Goal: Repeat the material verbatim. Images are excluded from the copy.

Provided material:
◆ ◆ ◆ ◆
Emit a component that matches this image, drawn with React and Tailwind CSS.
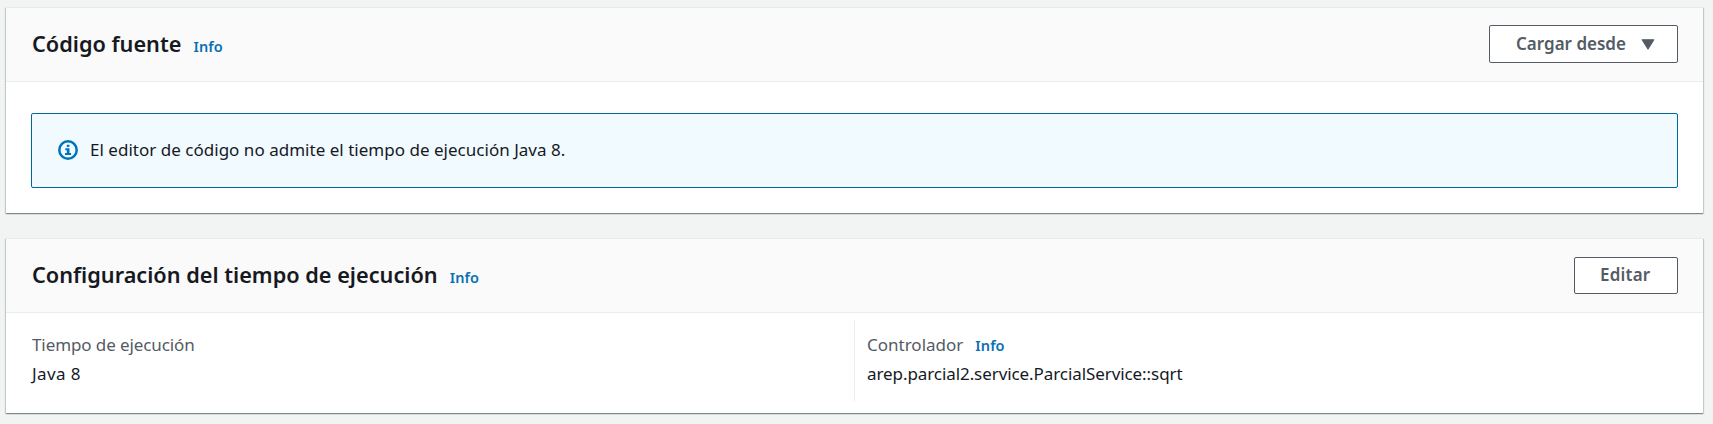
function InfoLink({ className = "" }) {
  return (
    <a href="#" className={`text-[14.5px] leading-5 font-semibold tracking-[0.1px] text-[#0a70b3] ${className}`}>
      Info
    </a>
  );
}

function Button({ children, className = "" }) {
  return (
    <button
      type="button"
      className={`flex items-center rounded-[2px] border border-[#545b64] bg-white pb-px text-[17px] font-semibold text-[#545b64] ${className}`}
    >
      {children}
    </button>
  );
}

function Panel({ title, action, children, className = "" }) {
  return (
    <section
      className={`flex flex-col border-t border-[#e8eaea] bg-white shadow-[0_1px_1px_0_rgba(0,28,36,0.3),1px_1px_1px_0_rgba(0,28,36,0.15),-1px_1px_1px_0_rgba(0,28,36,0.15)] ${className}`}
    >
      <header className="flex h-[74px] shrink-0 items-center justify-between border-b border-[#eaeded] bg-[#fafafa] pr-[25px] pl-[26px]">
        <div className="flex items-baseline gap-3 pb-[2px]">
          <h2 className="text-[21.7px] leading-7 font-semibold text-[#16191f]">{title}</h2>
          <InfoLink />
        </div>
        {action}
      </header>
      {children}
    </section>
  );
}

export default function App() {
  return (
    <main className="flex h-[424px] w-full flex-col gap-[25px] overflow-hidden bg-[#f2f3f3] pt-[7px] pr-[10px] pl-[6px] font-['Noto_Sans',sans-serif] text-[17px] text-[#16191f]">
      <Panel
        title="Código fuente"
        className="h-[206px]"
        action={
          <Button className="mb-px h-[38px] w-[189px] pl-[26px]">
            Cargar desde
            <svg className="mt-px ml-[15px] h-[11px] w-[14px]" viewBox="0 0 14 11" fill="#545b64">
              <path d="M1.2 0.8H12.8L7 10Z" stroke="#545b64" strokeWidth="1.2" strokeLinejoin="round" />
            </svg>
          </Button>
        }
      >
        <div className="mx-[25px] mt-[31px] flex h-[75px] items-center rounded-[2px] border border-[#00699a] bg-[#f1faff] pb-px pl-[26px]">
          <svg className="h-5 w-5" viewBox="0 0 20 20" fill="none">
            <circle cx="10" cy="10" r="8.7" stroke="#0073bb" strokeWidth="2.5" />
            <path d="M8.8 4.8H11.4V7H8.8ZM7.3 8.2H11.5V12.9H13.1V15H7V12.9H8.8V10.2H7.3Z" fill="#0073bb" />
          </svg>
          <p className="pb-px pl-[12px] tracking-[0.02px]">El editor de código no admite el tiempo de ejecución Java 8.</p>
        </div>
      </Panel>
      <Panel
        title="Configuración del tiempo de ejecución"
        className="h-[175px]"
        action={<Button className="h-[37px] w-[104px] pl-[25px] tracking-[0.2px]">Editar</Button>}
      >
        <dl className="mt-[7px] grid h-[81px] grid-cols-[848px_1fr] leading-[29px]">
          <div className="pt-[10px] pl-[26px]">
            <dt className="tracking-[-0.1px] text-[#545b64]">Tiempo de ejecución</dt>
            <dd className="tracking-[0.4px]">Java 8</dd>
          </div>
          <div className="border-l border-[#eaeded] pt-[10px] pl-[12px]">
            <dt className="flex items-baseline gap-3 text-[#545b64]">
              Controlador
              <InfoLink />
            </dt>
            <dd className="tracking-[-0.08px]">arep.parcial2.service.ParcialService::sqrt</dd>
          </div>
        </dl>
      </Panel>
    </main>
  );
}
◆ ◆ ◆ ◆
Full answer:
Emit a component that matches this image, drawn with React and Tailwind CSS.
function InfoLink({ className = "" }) {
  return (
    <a href="#" className={`text-[14.5px] leading-5 font-semibold tracking-[0.1px] text-[#0a70b3] ${className}`}>
      Info
    </a>
  );
}

function Button({ children, className = "" }) {
  return (
    <button
      type="button"
      className={`flex items-center rounded-[2px] border border-[#545b64] bg-white pb-px text-[17px] font-semibold text-[#545b64] ${className}`}
    >
      {children}
    </button>
  );
}

function Panel({ title, action, children, className = "" }) {
  return (
    <section
      className={`flex flex-col border-t border-[#e8eaea] bg-white shadow-[0_1px_1px_0_rgba(0,28,36,0.3),1px_1px_1px_0_rgba(0,28,36,0.15),-1px_1px_1px_0_rgba(0,28,36,0.15)] ${className}`}
    >
      <header className="flex h-[74px] shrink-0 items-center justify-between border-b border-[#eaeded] bg-[#fafafa] pr-[25px] pl-[26px]">
        <div className="flex items-baseline gap-3 pb-[2px]">
          <h2 className="text-[21.7px] leading-7 font-semibold text-[#16191f]">{title}</h2>
          <InfoLink />
        </div>
        {action}
      </header>
      {children}
    </section>
  );
}

export default function App() {
  return (
    <main className="flex h-[424px] w-full flex-col gap-[25px] overflow-hidden bg-[#f2f3f3] pt-[7px] pr-[10px] pl-[6px] font-['Noto_Sans',sans-serif] text-[17px] text-[#16191f]">
      <Panel
        title="Código fuente"
        className="h-[206px]"
        action={
          <Button className="mb-px h-[38px] w-[189px] pl-[26px]">
            Cargar desde
            <svg className="mt-px ml-[15px] h-[11px] w-[14px]" viewBox="0 0 14 11" fill="#545b64">
              <path d="M1.2 0.8H12.8L7 10Z" stroke="#545b64" strokeWidth="1.2" strokeLinejoin="round" />
            </svg>
          </Button>
        }
      >
        <div className="mx-[25px] mt-[31px] flex h-[75px] items-center rounded-[2px] border border-[#00699a] bg-[#f1faff] pb-px pl-[26px]">
          <svg className="h-5 w-5" viewBox="0 0 20 20" fill="none">
            <circle cx="10" cy="10" r="8.7" stroke="#0073bb" strokeWidth="2.5" />
            <path d="M8.8 4.8H11.4V7H8.8ZM7.3 8.2H11.5V12.9H13.1V15H7V12.9H8.8V10.2H7.3Z" fill="#0073bb" />
          </svg>
          <p className="pb-px pl-[12px] tracking-[0.02px]">El editor de código no admite el tiempo de ejecución Java 8.</p>
        </div>
      </Panel>
      <Panel
        title="Configuración del tiempo de ejecución"
        className="h-[175px]"
        action={<Button className="h-[37px] w-[104px] pl-[25px] tracking-[0.2px]">Editar</Button>}
      >
        <dl className="mt-[7px] grid h-[81px] grid-cols-[848px_1fr] leading-[29px]">
          <div className="pt-[10px] pl-[26px]">
            <dt className="tracking-[-0.1px] text-[#545b64]">Tiempo de ejecución</dt>
            <dd className="tracking-[0.4px]">Java 8</dd>
          </div>
          <div className="border-l border-[#eaeded] pt-[10px] pl-[12px]">
            <dt className="flex items-baseline gap-3 text-[#545b64]">
              Controlador
              <InfoLink />
            </dt>
            <dd className="tracking-[-0.08px]">arep.parcial2.service.ParcialService::sqrt</dd>
          </div>
        </dl>
      </Panel>
    </main>
  );
}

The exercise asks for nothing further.